The Secret Garden

Apr 25, 2023 | Blog, Book Reviews

by Francis Hodgson Burnett

What an excellent book!  A bossy, spoiled girl named Mary is living in India until she is sent to Yorkshire England to live with her very rich uncle in his mansion when her parents die in an epidemic.  The whole place seems to have a shadow over it, is shrouded in secrecy and her sour personality fits right in.  She never sees her uncle who is always out of town, though he denies her no financial comfort.  His wife had died and he’d never pulled out of the grief.  On account of her unpleasant personality, the staff does not like her and they all think she is unattractive.  Martha, however, a young servant girl about Mary’s age from a large poor family that lives on the Moor, befriends Mary and provides a doorway through which Mary becomes more independent, curious and personable.  It is Martha’s mother that sends a jump rope to Mary through Martha that Mary starts to spend a lot of time outside.  It is then that she starts to discover being a child, and begins to enjoy things that children like such as talking to robins and searching for doors to secret gardens.

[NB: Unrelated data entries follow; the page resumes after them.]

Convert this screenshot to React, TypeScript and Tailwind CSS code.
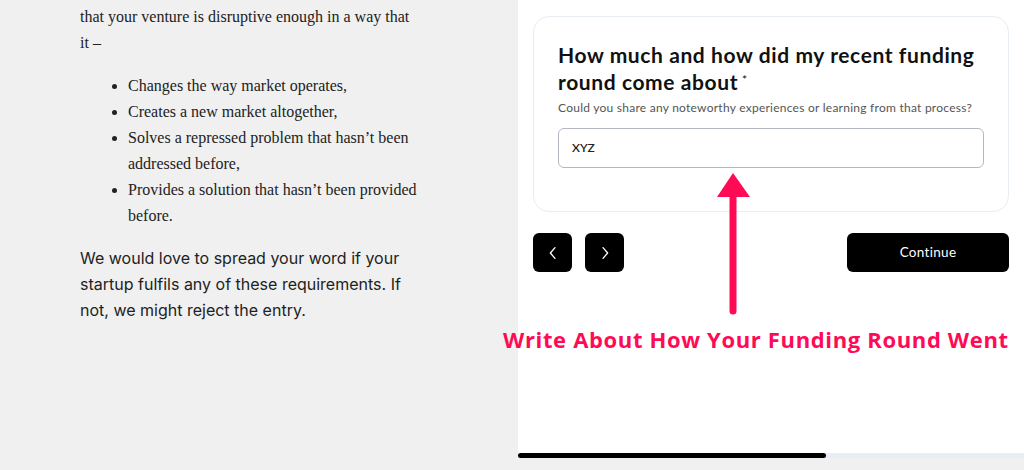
import React from "react";

const listItems = [
  "Changes the way market operates,",
  "Creates a new market altogether,",
  "Solves a repressed problem that hasn\u2019t been addressed before,",
  "Provides a solution that hasn\u2019t been provided before.",
];

const App = () => {
  return (
    <div className="relative flex h-[470px] w-[1024px] overflow-hidden bg-[#f0f0f0]">
      {/* article side */}
      <div className="w-[518px] shrink-0 pl-[80px] pt-[4px]">
        <div className="w-[338px] font-['Liberation_Serif',serif] text-[16px] leading-[26px] text-[#222]">
          <p>that your venture is disruptive enough in a way that it &ndash;</p>
          <ul className="mt-[17px] list-disc pl-[48px]">
            {listItems.map((item) => (
              <li key={item}>{item}</li>
            ))}
          </ul>
        </div>
        <p className="mt-[16px] w-[335px] font-['Inter',sans-serif] text-[16px] leading-[26px] text-[#222]">
          We would love to spread your word if your startup fulfils any of these requirements. If not, we might reject
          the entry.
        </p>
      </div>

      {/* form side */}
      <div className="flex w-[506px] flex-col">
        <div className="h-[453px] bg-white px-[15px] pt-[16px]">
          <div className="rounded-[16px] border border-[#e8ecf3] px-[24px] pb-[43px] pt-[24px]">
            <h2 className="font-['Lato',sans-serif] text-[21px] font-bold leading-[27px] tracking-[0.6px] text-[#111]">
              How much and how did my recent funding round come about
              <sup className="ml-[4px] text-[12px] font-normal">*</sup>
            </h2>
            <p className="mt-[4px] whitespace-nowrap font-['Lato',sans-serif] text-[12px] tracking-[0.25px] text-[#555]">
              Could you share any noteworthy experiences or learning from that process?
            </p>
            <div className="mt-[11px] flex h-[40px] items-center rounded-[6px] border border-[#b3b7c4] px-[13px] font-['Lato',sans-serif] text-[12px] font-semibold text-[#222]">
              XYZ
            </div>
          </div>

          <div className="mt-[21px] flex items-center">
            <button className="flex h-[39px] w-[39px] items-center justify-center rounded-[6px] bg-black text-white">
              <svg width="16" height="16" viewBox="0 0 24 24" fill="none" stroke="currentColor" strokeWidth="2" strokeLinecap="round" strokeLinejoin="round">
                <path d="M15 4l-7 8 7 8" />
              </svg>
            </button>
            <button className="ml-[13px] flex h-[39px] w-[39px] items-center justify-center rounded-[6px] bg-black text-white">
              <svg width="16" height="16" viewBox="0 0 24 24" fill="none" stroke="currentColor" strokeWidth="2" strokeLinecap="round" strokeLinejoin="round">
                <path d="M9 4l7 8-7 8" />
              </svg>
            </button>
            <button className="ml-auto h-[39px] w-[162px] rounded-[6px] bg-black font-['Lato',sans-serif] text-[13.5px] tracking-[0.3px] text-white">
              Continue
            </button>
          </div>
        </div>
        <div className="flex h-[5px] bg-[#e9edf5]">
          <div className="h-full w-[308px] rounded-full bg-black" />
        </div>
      </div>

      {/* annotation arrow */}
      <svg className="absolute left-[714px] top-[170px]" width="40" height="148" viewBox="0 0 40 148">
        <path d="M19 3 L36 27 L3 27 Z" fill="#ff0a55" />
        <line x1="19" y1="24" x2="19" y2="141" stroke="#ff0a55" strokeWidth="7" strokeLinecap="round" />
      </svg>

      {/* annotation label */}
      <div className="absolute left-[503px] top-[323px] font-['Open_Sans',sans-serif] text-[22px] font-bold tracking-[0.65px] text-[#ff0a55]">
        Write About How Your Funding Round Went
      </div>
    </div>
  );
};

export default App;
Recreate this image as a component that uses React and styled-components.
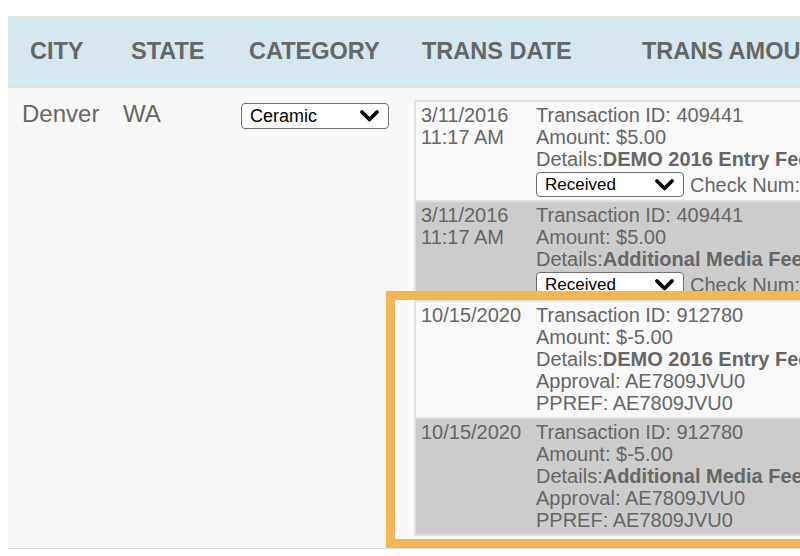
import styled, { createGlobalStyle } from "styled-components";

const Global = createGlobalStyle`
  html, body {
    margin: 0;
    background: #ffffff;
    overflow: hidden;
  }
  body {
    padding: 8px;
    font-family: "Liberation Sans", Arial, sans-serif;
  }
`;

const transactions = [
  {
    date: "3/11/2016",
    time: "11:17 AM",
    id: "409441",
    amount: "$5.00",
    details: "DEMO 2016 Entry Fee",
    status: "Received",
  },
  {
    date: "3/11/2016",
    time: "11:17 AM",
    id: "409441",
    amount: "$5.00",
    details: "Additional Media Fee",
    status: "Received",
  },
  {
    date: "10/15/2020",
    id: "912780",
    amount: "$-5.00",
    details: "DEMO 2016 Entry Fee",
    approval: "AE7809JVU0",
  },
  {
    date: "10/15/2020",
    id: "912780",
    amount: "$-5.00",
    details: "Additional Media Fee",
    approval: "AE7809JVU0",
  },
];

function Chevron() {
  return (
    <svg width="21" height="14" viewBox="0 0 21 14">
      <polyline
        points="3,3 10.5,10.5 18,3"
        fill="none"
        stroke="#000"
        strokeWidth="3.8"
        strokeLinecap="round"
        strokeLinejoin="round"
      />
    </svg>
  );
}

function Dropdown({ value, width, size }) {
  return (
    <SelectBox width={width} size={size}>
      <span>{value}</span>
      <Chevron />
    </SelectBox>
  );
}

export default function App() {
  return (
    <Page>
      <Global />
      <Table>
        <Head>
          <HeadCell>CITY</HeadCell>
          <HeadCell>STATE</HeadCell>
          <HeadCell>CATEGORY</HeadCell>
          <HeadCell>TRANS DATE</HeadCell>
          <HeadCell>TRANS AMOUNT</HeadCell>
        </Head>
        <BodyRow>
          <Cell>Denver</Cell>
          <Cell>WA</Cell>
          <Cell>
            <Dropdown value="Ceramic" width={148} size={18} />
          </Cell>
          <WideCell>
            <Ledger>
              {transactions.map((t, i) => (
                <LedgerRow key={i} shaded={i % 2 === 1}>
                  <DateCol>
                    <div>{t.date}</div>
                    {t.time && <div>{t.time}</div>}
                  </DateCol>
                  <Info>
                    <div>Transaction ID: {t.id}</div>
                    <div>Amount: {t.amount}</div>
                    <div>
                      Details:<b>{t.details}</b>
                    </div>
                    {t.status && (
                      <StatusLine>
                        <Dropdown value={t.status} width={148} size={17} />
                        <span>Check Num:</span>
                      </StatusLine>
                    )}
                    {t.approval && <div>Approval: {t.approval}</div>}
                    {t.approval && <div>PPREF: {t.approval}</div>}
                  </Info>
                </LedgerRow>
              ))}
            </Ledger>
          </WideCell>
        </BodyRow>
      </Table>
      <Highlight />
    </Page>
  );
}

const Page = styled.div`
  position: relative;
  width: 1200px;
  padding-top: 8px;
`;

const Table = styled.div`
  width: 1200px;
  display: grid;
  grid-template-columns: 101px 118px 173px 220px 1fr;
`;

const Head = styled.div`
  grid-column: 1 / -1;
  display: grid;
  grid-template-columns: subgrid;
  height: 69px;
  align-items: center;
  background: #d5e8ef;
  border-top: 1px solid #e4e2d8;
  border-bottom: 2px solid #e2e1d6;
`;

const HeadCell = styled.div`
  padding-left: 22px;
  font-size: 23.5px;
  font-weight: bold;
  color: #666666;
  white-space: nowrap;
`;

const BodyRow = styled.div`
  grid-column: 1 / -1;
  display: grid;
  grid-template-columns: subgrid;
  background: #f8f8f8;
  border-bottom: 1px solid #dddddd;
`;

const Cell = styled.div`
  padding: 12px 0 12px 14px;
  font-size: 24px;
  line-height: 27px;
  color: #666666;
`;

const WideCell = styled(Cell)`
  grid-column: 4 / -1;
`;

const Ledger = styled.div`
  border: 2px solid #e2e2dc;
  border-right: none;
  width: 900px;
`;

const LedgerRow = styled.div`
  display: grid;
  grid-template-columns: 120px 1fr;
  padding: 2px 0 3px;
  background: ${(p) => (p.shaded ? "#cccccc" : "#f9f9f9")};
  border-bottom: 2px solid #e2e2dc;
  font-size: 20px;
  line-height: 22px;
  color: #666666;
  white-space: nowrap;
  &:last-child {
    border-bottom: none;
  }
`;

const DateCol = styled.div`
  padding-left: 5px;
`;

const Info = styled.div`
  b {
    font-weight: bold;
  }
`;

const StatusLine = styled.div`
  display: flex;
  align-items: center;
  gap: 6px;
  margin-top: 2px;
`;

const SelectBox = styled.div`
  box-sizing: border-box;
  width: ${(p) => p.width}px;
  height: 26px;
  margin-top: 3px;
  display: flex;
  align-items: center;
  justify-content: space-between;
  padding: 0 8px 0 8px;
  background: #ffffff;
  border: 1px solid #6f6f6f;
  border-radius: 4px;
  font-size: ${(p) => p.size}px;
  color: #000000;
  line-height: 1;
  ${StatusLine} & {
    height: 25px;
    margin-top: 0;
  }
`;

const Highlight = styled.div`
  position: absolute;
  left: 378px;
  top: 283px;
  width: 500px;
  height: 239px;
  border: 9px solid #f5b553;
  pointer-events: none;
`;
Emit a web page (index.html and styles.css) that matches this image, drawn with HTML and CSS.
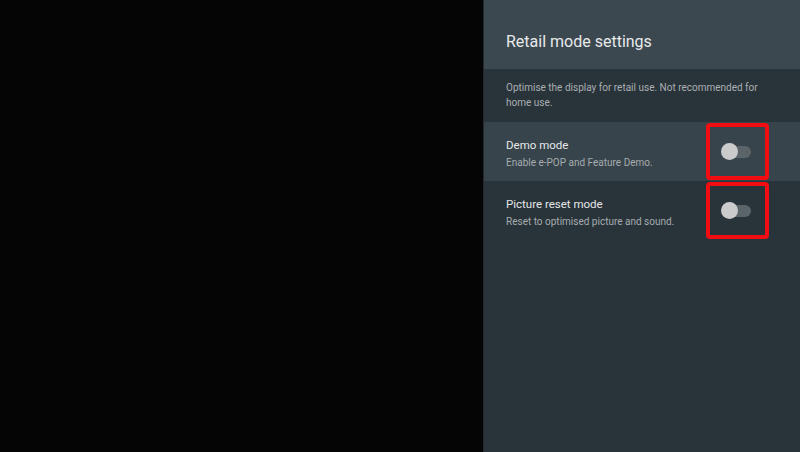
FILE: index.html
```html
<!DOCTYPE html>
<html lang="en">
<head>
    <meta charset="UTF-8">
    <meta name="viewport" content="width=device-width, initial-scale=1.0">
    <title>Retail mode settings</title>
    <link rel="stylesheet" href="styles.css">
</head>
<body>
    <div class="screen">
        <!-- TV picture area (dimmed) -->
        <div class="backdrop"></div>

        <!-- Settings side panel -->
        <div class="panel">
            <div class="panel-header">Retail mode settings</div>
            <div class="panel-desc">Optimise the display for retail use. Not recommended for home use.</div>

            <div class="setting-row focused">
                <div class="setting-text">
                    <div class="setting-title">Demo mode</div>
                    <div class="setting-sub">Enable e-POP and Feature Demo.</div>
                </div>
                <div class="highlight-box">
                    <div class="toggle"></div>
                </div>
            </div>

            <div class="setting-row">
                <div class="setting-text">
                    <div class="setting-title">Picture reset mode</div>
                    <div class="setting-sub">Reset to optimised picture and sound.</div>
                </div>
                <div class="highlight-box">
                    <div class="toggle"></div>
                </div>
            </div>
        </div>
    </div>
</body>
</html>
```

FILE: styles.css
```css
/* Page reset */
body {
    margin: 0;
    background-color: #040404;
    font-family: Roboto, "Noto Sans", sans-serif;
}
.screen {
    display: flex;
    width: 800px;
    height: 452px;
    overflow: hidden;
}
.backdrop {
    flex: 1;
    background-color: #050505;
}
/* Side panel */
.panel {
    width: 317px;
    background-color: #29333a;
    border-left: 1px solid #222a2f;
    box-sizing: border-box;
}
.panel-header {
    height: 69px;
    box-sizing: border-box;
    padding: 32px 0 0 22px;
    font-size: 16px;
    line-height: 20px;
    color: #e8eaeb;
    background-color: #3b4850;
}
.panel-desc {
    height: 53px;
    box-sizing: border-box;
    padding: 11px 40px 0 22px;
    font-size: 10px;
    line-height: 15px;
    color: #a9afb2;
}
/* Setting rows */
.setting-row {
    display: flex;
    align-items: center;
    height: 59px;
    padding: 0 31px 0 22px;
}
.setting-row.focused {
    background-color: #38444b;
}
.setting-text {
    flex: 1;
    margin-top: 2px;
}
.setting-title {
    font-size: 11.5px;
    line-height: 20px;
    color: #e4e7e8;
}
.setting-sub {
    font-size: 10px;
    line-height: 16px;
    color: #a6acaf;
}
/* Red annotation box round the toggle */
.highlight-box {
    display: flex;
    align-items: center;
    justify-content: center;
    width: 63px;
    height: 57px;
    box-sizing: border-box;
    border: 4px solid #f20d12;
    border-radius: 4px;
    padding-right: 4px;
}
/* Switch (off state) */
.toggle {
    position: relative;
    width: 30px;
    height: 17px;
}
.toggle::before {
    content: "";
    position: absolute;
    left: 9px;
    top: 3px;
    width: 21px;
    height: 12px;
    border-radius: 6px;
    background-color: #5b6569;
}
.toggle::after {
    content: "";
    position: absolute;
    left: 0;
    top: 0;
    width: 17px;
    height: 17px;
    border-radius: 50%;
    background-color: #cbcbcb;
}
```
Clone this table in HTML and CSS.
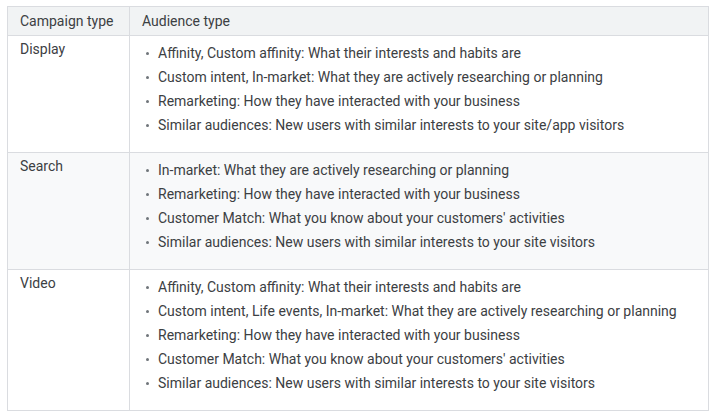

            All the time outside benefits her in every way as she becomes healthier, happier and discovers a way in to the secret garden.  It is through working in the garden with Martha’s brother Dickon, that her transformation into a happy, healthy agreeable child really takes hold.  This is also when she meets her cousin Colin, a sickly boy hidden away in the mansion because he doesn’t want anyone to see him on account of his insistence that he’s a hunch back and is going to die.  He, too, is a bossy, unpleasant child who has everyone in the house walking on egg shells so as not to send him into a temper.  It is funny and fitting that his equally spoiled cousin is the only one who can snap him out of his temper and point out the truth to him about himself.

            It’s a wonderful story of people learning that in order to improve their lives they need only to improve their thinking and to let the magic (child talk for God’s Grace) take hold of them and make them better.

            This was one of the best books I’ve ever read.  Aside from the difficulty of reading aloud the Yorkshire accent, which I know I failed at in every way, this book was engaging, funny and – I’m going to say it – magical.  It also gives you the urge to go outside and start gardening.  My son has been outside most afternoons since reading this trying to befriend a woodpecker “like Dickon”.  I’d read it a hundred more times and probably love it more each time.  In fact, I think this book would be good medicine for a lot of what ails many people today.  I whole-heartedly recommend it.